Insurance lends positivity & offers artillery for growth to business and the society. And, no product in the insurance marketplace epitomizes this statement more than Trade Credit Insurance or Credit Insurance as it is popularly called.
Credit Insurance finds its roots in the early 20th century in Western Europe between the two world wars. And since then it has evolved not only as an Insurance product, but also as a brilliant business tool which is being used by exporters and other businesses to their advantage to foster business expansion and growth, by transferring uncertainties of credit default to an insurance mediums.
According to recent research results, more than 45% of business sales transactions (B2B or business to business) are affected on open credit terms. Another survey suggests that one out of every ten invoice remains unpaid and gets into the bad debt column of the accounting books. Business thrives on credit and as a seller, you cannot avoid building up your book debts, the only thing that you can do or should do is to protect yourselves from the debts turning “bad” so that you do not get into a major cash flow problem, resulting in your own business becoming a failure.
Credit Insurance is not the only risk management solution against non – payment of trade debts. There are other conventional methods including Letters of Credit and creating bad debt reserves. A Letter of Credit or LC as it is commonly known is a Bank’s guarantee that the invoice will be paid in full. However, this is costly and sometimes strangles the buyer by tying up a portion of the working capital. Creation of bad debt reserves helps in mitigating impact of smaller failures, but cannot absorb large and catastrophic losses. A Trade Credit Insurance scores above these methods in being more holistic and cost effective.
WHAT IS CREDIT INSURANCE?
Credit Insurance protects you from the ill effects of bad debts which can arise out of and due to payment defaults by your customers. This insurance will help you recover the unpaid invoices as a result of insolvency of your buyers or due to political risks or even protracted default. Thus, it helps in mitigating credit risks.

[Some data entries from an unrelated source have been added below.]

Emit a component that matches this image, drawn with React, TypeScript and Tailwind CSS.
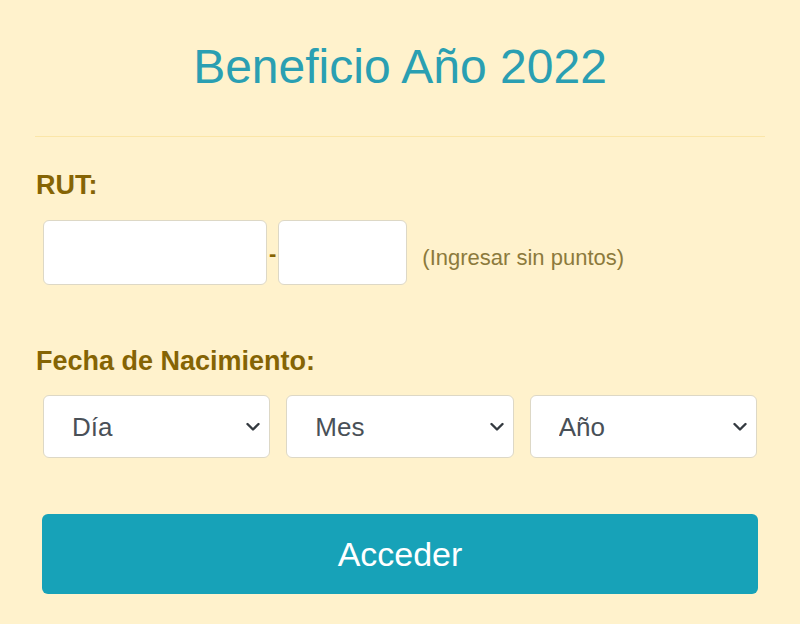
import React from "react";

function Chevron() {
  return (
    <svg
      className="pointer-events-none absolute right-[10px] top-1/2 -translate-y-1/2"
      width="14"
      height="9"
      viewBox="0 0 14 9"
      fill="none"
    >
      <path d="M1.5 1.5 L7 7 L12.5 1.5" stroke="#343a40" strokeWidth="2.4" strokeLinecap="round" strokeLinejoin="round" />
    </svg>
  );
}

function Select({ label }: { label: string }) {
  return (
    <div className="relative h-[63px] flex-1">
      <select className="h-full w-full appearance-none rounded-[6px] border border-[#ddd8c6] bg-white pl-[28px] text-[26px] leading-none text-[#495057] outline-none">
        <option>{label}</option>
      </select>
      <Chevron />
    </div>
  );
}

export default function App() {
  return (
    <div
      className="min-h-[624px] w-full bg-[#fff2cc] px-[35px]"
      style={{ fontFamily: '"Liberation Sans", Arial, sans-serif' }}
    >
      <h1 className="pt-[43px] text-center text-[48px] leading-none font-normal text-[#2a9fb2]">
        Beneficio Año 2022
      </h1>
      <div className="mt-[45px] border-t border-[#fbe6a8]" />
      <div className="mt-[35px] pl-[1px] text-[27px] font-bold leading-none text-[#856404]">RUT:</div>
      <div className="mt-[21px] flex items-center pl-[8px]">
        <input className="h-[65px] w-[224px] rounded-[6px] border border-[#ddd8c6] bg-white outline-none" />
        <span className="mx-[2px] mt-[2px] text-[22px] font-bold leading-none text-[#856404]">-</span>
        <input className="h-[65px] w-[129px] rounded-[6px] border border-[#ddd8c6] bg-white outline-none" />
        <span className="ml-[15px] mt-[10px] text-[22px] leading-none text-[#8c7a3c]">(Ingresar sin puntos)</span>
      </div>
      <div className="mt-[63px] pl-[1px] text-[27px] font-bold leading-none text-[#856404]">Fecha de Nacimiento:</div>
      <div className="mt-[20px] flex gap-[16px] pl-[8px] pr-[8px]">
        <Select label="Día" />
        <Select label="Mes" />
        <Select label="Año" />
      </div>
      <div className="mt-[56px] px-[7px]">
        <button className="h-[80px] w-full rounded-[6px] bg-[#17a2b8] text-[34px] leading-none text-white">
          Acceder
        </button>
      </div>
    </div>
  );
}
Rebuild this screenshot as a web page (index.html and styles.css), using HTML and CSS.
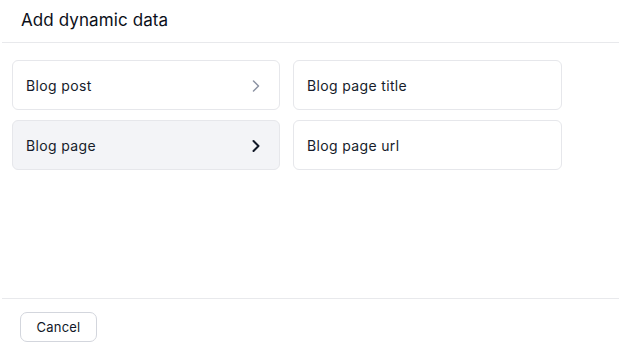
FILE: index.html
```html
<!DOCTYPE html>
<html>
<head>
<meta charset="utf-8">
<link rel="stylesheet" href="styles.css">
</head>
<body>
<div class="modal">
  <div class="header"><h1 class="title">Add dynamic data</h1></div>
  <div class="body">
    <div class="grid">
      <div class="card">
        <span class="label">Blog post</span>
        <svg class="chev chev-muted" width="10" height="14" viewBox="0 0 10 14"><path d="M2.5 2l5 5-5 5" fill="none" stroke="currentColor" stroke-width="1.5" stroke-linecap="round" stroke-linejoin="round"/></svg>
      </div>
      <div class="card"><span class="label">Blog page title</span></div>
      <div class="card card-active">
        <span class="label">Blog page</span>
        <svg class="chev" width="10" height="14" viewBox="0 0 10 14"><path d="M2.5 2l5 5-5 5" fill="none" stroke="currentColor" stroke-width="2" stroke-linecap="round" stroke-linejoin="round"/></svg>
      </div>
      <div class="card"><span class="label">Blog page url</span></div>
    </div>
  </div>
  <div class="footer"><button class="btn">Cancel</button></div>
</div>
</body>
</html>
```
FILE: styles.css
```css
* { box-sizing: border-box; }
html, body { margin: 0; padding: 0; background: #fff; }
body { font-family: Inter, "Noto Sans", sans-serif; }
.modal {
  margin-left: 2px;
  width: 617px;
  height: 358px;
  display: flex;
  flex-direction: column;
}
.header {
  height: 43px;
  border-bottom: 1px solid #e8e9ec;
  padding: 0 19px;
  display: flex;
  align-items: center;
}
.title {
  margin: 0;
  font-size: 17px;
  font-weight: 400;
  color: #0b0f19;
  padding-bottom: 3px;
  letter-spacing: 0.1px;
}
.body {
  flex: 1;
  padding: 17px 10px;
}
.grid {
  display: grid;
  grid-template-columns: 268px 269px;
  column-gap: 13px;
  row-gap: 10px;
}
.card {
  height: 50px;
  border: 1px solid #e6e7eb;
  border-radius: 6px;
  display: flex;
  align-items: center;
  justify-content: space-between;
  padding: 1px 18px 0 13px;
  background: #fff;
}
.card-active { background: #f3f4f7; }
.label {
  font-size: 14px;
  font-weight: 400;
  color: #161c2b;
  letter-spacing: 0.35px;
}
.chev { color: #111827; }
.chev-muted { color: #8c93a3; }
.footer {
  border-top: 1px solid #e8e9ec;
  padding: 13px 18px 16px;
  height: 60px;
}
.btn {
  width: 77px;
  height: 30px;
  border: 1px solid #d3d6dd;
  border-radius: 7px;
  background: #fff;
  font-family: Inter, "Noto Sans", sans-serif;
  font-size: 13px;
  font-weight: 400;
  color: #111827;
  padding: 0;
  letter-spacing: 0.2px;
}
```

As a seller, you cannot avoid selling on credit, or else, you will be losing a major pie of the available market-space. And as you sell on credit, you start assuming the risk of default. More-so, more often than not, you would be dealing with few key customers who would be taking up a major share of your turnover. Sometimes, you would be even unaware of the creditworthiness of your customers. And if you are too risk-averse, and have inhibitions in taking credit risk, it would be difficult for you to expand your horizons. Credit Insurance is the perfect tool that you need to “Stop worrying & Start expanding”. If you have receivables in your balance sheet, there is always a potential risk and if there is a potential risk, managing it is the need of the hour.
HOW DOES CREDIT INSURANCE WORK?
As per Euler Hermes’s Economic Outlook Report, 1 out of 4 companies were paid after 88 days in 2016.
The same report suggests that Insolvencies will grow by more than 1% in 2018
The above diagram schematically represents the position and role of the major stakeholders in Credit insurance. Now, let us briefly see how it works in the real life scenario.
At the onset, the Credit Insurer will ask you to fill up a questionnaire. You will need to declare the names of your customers.
The insurer will then study your customers and assess their creditworthiness.
They will then assign a Credit Limit against each of your buyers based on their financial position and stability.
The insurance policy will be made effective on your instruction. Needless to say, the premium needs to be paid.
The credit insurer will continuously monitor the buyers and can provide inputs if any change is observed.
The insurer can give you access to do the study yourself through their online portal.
If you want to start a new relationship, you can assess their creditworthiness through this tool.
The insurer can reject or accept this new buyer in their accepted list.
If a customer defaults in payment, the credit insurer will try to recover the payment from the defaulting buyer. Payment failures can happen due to Political reasons, insolvency or protracted default.
If recovery is not possible, the insurer will indemnify you by paying the claim.
Thus we can see that credit insurance, apart from “making good” the losses sustained due to non - payment of debts, also helps you to be more aware of your customers and expand your business. The following are the benefits that can be reaped on buying a credit insurance policy.
Since your receivables are now insured, you can expand your business and extend credit terms without worry.
Your banks will now be more willing to extend working capital finance at lower costs by scrutinising your receivables
You will have more access to market knowledge and will be a more informed seller.
You can reduce your bad debt provision and also do away with costly letter of credits
Finally, your balance sheet will be protected as the insurer will indemnify losses due to unpaid invoices.